**Provided material:**
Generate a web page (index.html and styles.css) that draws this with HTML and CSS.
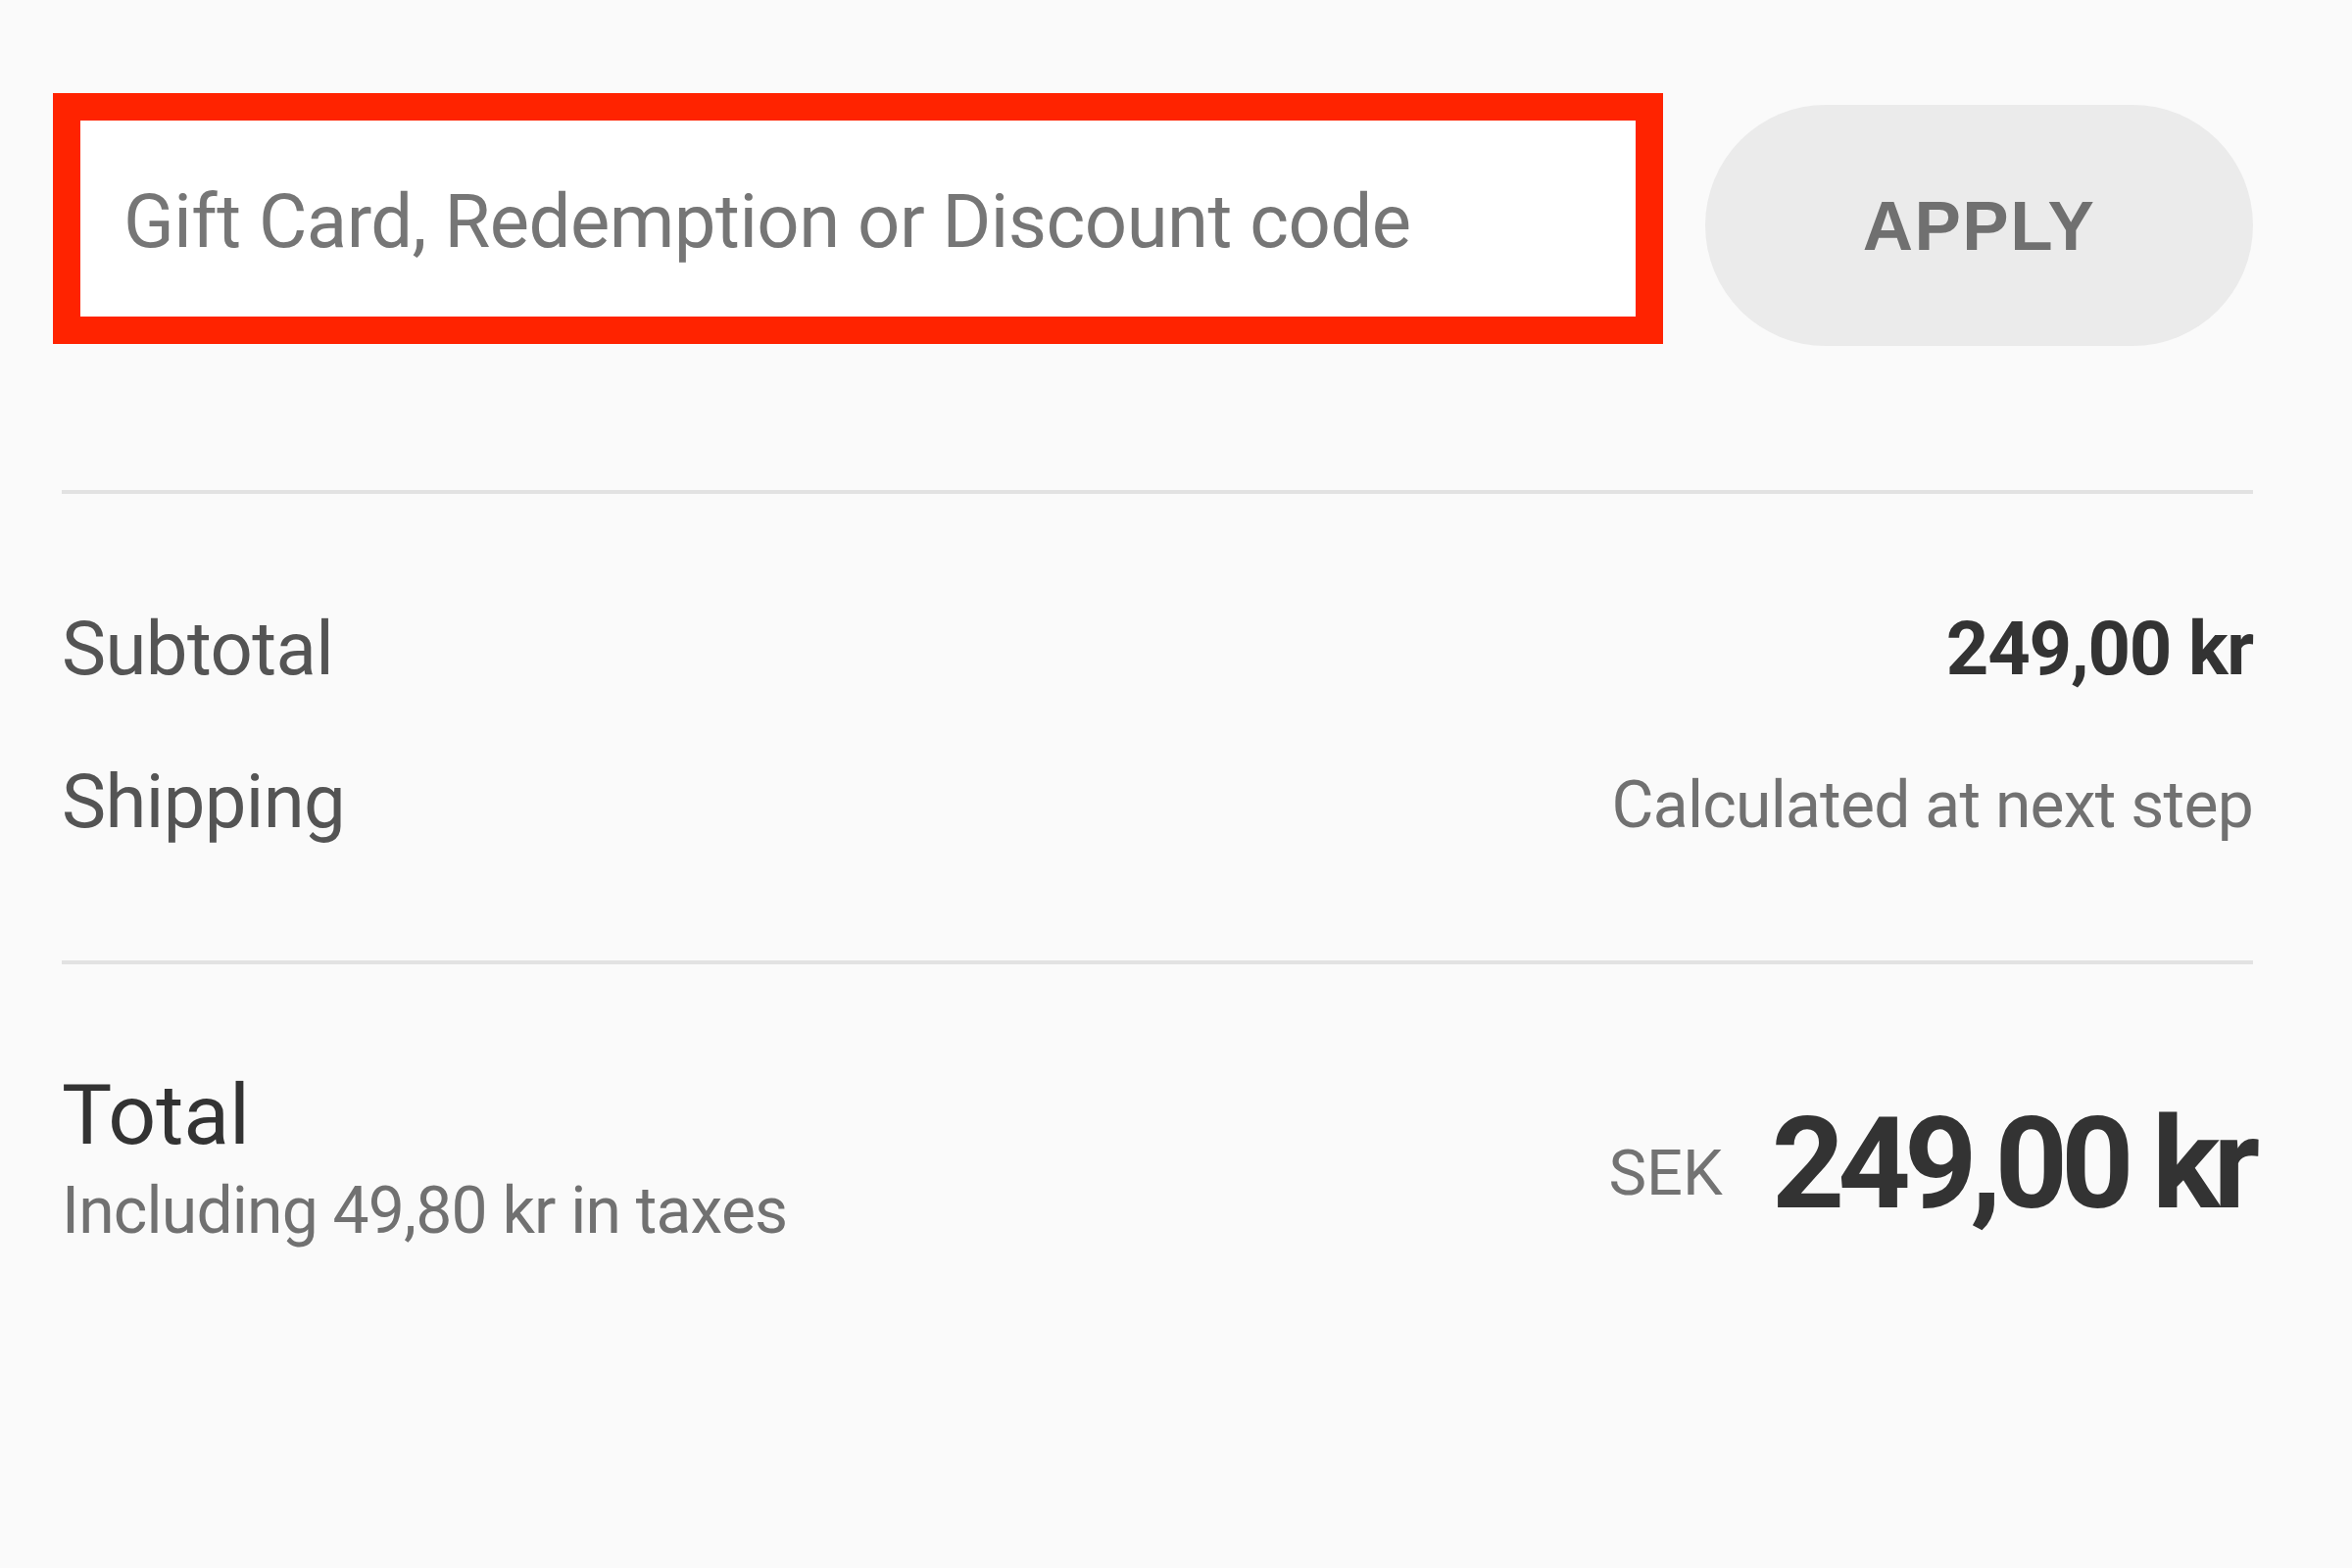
FILE: index.html
```html
<!DOCTYPE html>
<html lang="en">
<head>
<meta charset="utf-8">
<title>Order summary</title>
<link rel="stylesheet" href="styles.css">
</head>
<body>
<main class="summary">
  <form class="code-row" onsubmit="return false">
    <div class="code-box">
      <input class="code-input" type="text" placeholder="Gift Card, Redemption or Discount code">
    </div>
    <button class="apply-btn" type="submit">APPLY</button>
  </form>

  <div class="lines">
    <hr class="divider divider-top">
    <div class="line line-subtotal">
      <span class="line-label">Subtotal</span>
      <span class="line-price">249,00 kr</span>
    </div>
    <div class="line line-shipping">
      <span class="line-label">Shipping</span>
      <span class="line-note">Calculated at next step</span>
    </div>
    <hr class="divider divider-bottom">
    <div class="total">
      <div class="total-left">
        <div class="total-label">Total</div>
        <div class="total-taxes">Including 49,80 kr in taxes</div>
      </div>
      <div class="total-right">
        <span class="currency">SEK</span><span class="total-price">249,00 kr</span>
      </div>
    </div>
  </div>
</main>
</body>
</html>
```

FILE: styles.css
```css
* { box-sizing: border-box; }

html, body {
  margin: 0;
  padding: 0;
  background: #fafafa;
  font-family: Roboto, "Liberation Sans", Arial, sans-serif;
}

.summary {
  width: 2400px;
  height: 1600px;
}

.code-row {
  display: flex;
  align-items: flex-start;
  gap: 43px;
  margin: 0;
  padding: 95px 0 0 54px;
}

.code-box {
  width: 1643px;
  height: 256px;
  border: 28px solid #ff2300;
  background: #ffffff;
  display: flex;
  align-items: center;
}

.code-input {
  width: 100%;
  height: 100%;
  border: 0;
  outline: none;
  background: transparent;
  padding: 6px 0 0 44px;
  font-family: Roboto, "Liberation Sans", Arial, sans-serif;
  font-size: 76px;
  letter-spacing: -0.5px;
  color: #333333;
}

.code-input::placeholder {
  color: #767676;
  opacity: 1;
}

.apply-btn {
  margin-top: 12px;
  width: 559px;
  height: 246px;
  border: 0;
  border-radius: 123px;
  background: #ebebeb;
  color: #707070;
  font-family: "Liberation Sans", Arial, sans-serif;
  font-weight: 700;
  font-size: 71px;
  letter-spacing: 1.5px;
  padding: 0;
  cursor: pointer;
}

.lines {
  padding: 0 101px 0 63px;
}

.divider {
  border: 0;
  height: 4px;
  margin: 0;
  background: #e2e2e2;
}

.divider-top {
  margin-top: 147px;
}

.line {
  display: flex;
  justify-content: space-between;
  align-items: baseline;
  height: 100px;
  line-height: 100px;
}

.line-subtotal {
  margin-top: 108px;
}

.line-shipping {
  margin-top: 56px;
}

.line-label {
  font-size: 76px;
  letter-spacing: -0.6px;
  color: #545454;
}

.line-price {
  font-size: 76px;
  font-weight: 700;
  letter-spacing: -1.2px;
  color: #333333;
}

.line-note {
  font-size: 66px;
  letter-spacing: -0.75px;
  color: #717171;
}

.divider-bottom {
  margin-top: 112px;
}

.total {
  display: flex;
  justify-content: space-between;
  align-items: flex-start;
  margin-top: 104px;
}

.total-label {
  font-size: 86px;
  line-height: 100px;
  color: #333333;
}

.total-taxes {
  margin-top: 8px;
  font-size: 66px;
  line-height: 80px;
  letter-spacing: -0.8px;
  color: #717171;
}

.total-right {
  line-height: 130px;
  margin-top: 35px;
}

.currency {
  font-size: 65px;
  color: #737373;
  vertical-align: 0.2em;
  margin-right: 50px;
}

.total-price {
  font-size: 130px;
  font-weight: 700;
  color: #333333;
  letter-spacing: -7px;
}
```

**Prompt:** Within the listing above, copy each line that has the string "styles".

**Solution below:**
Generate a web page (index.html and styles.css) that draws this with HTML and CSS.
<link rel="stylesheet" href="styles.css">
FILE: styles.css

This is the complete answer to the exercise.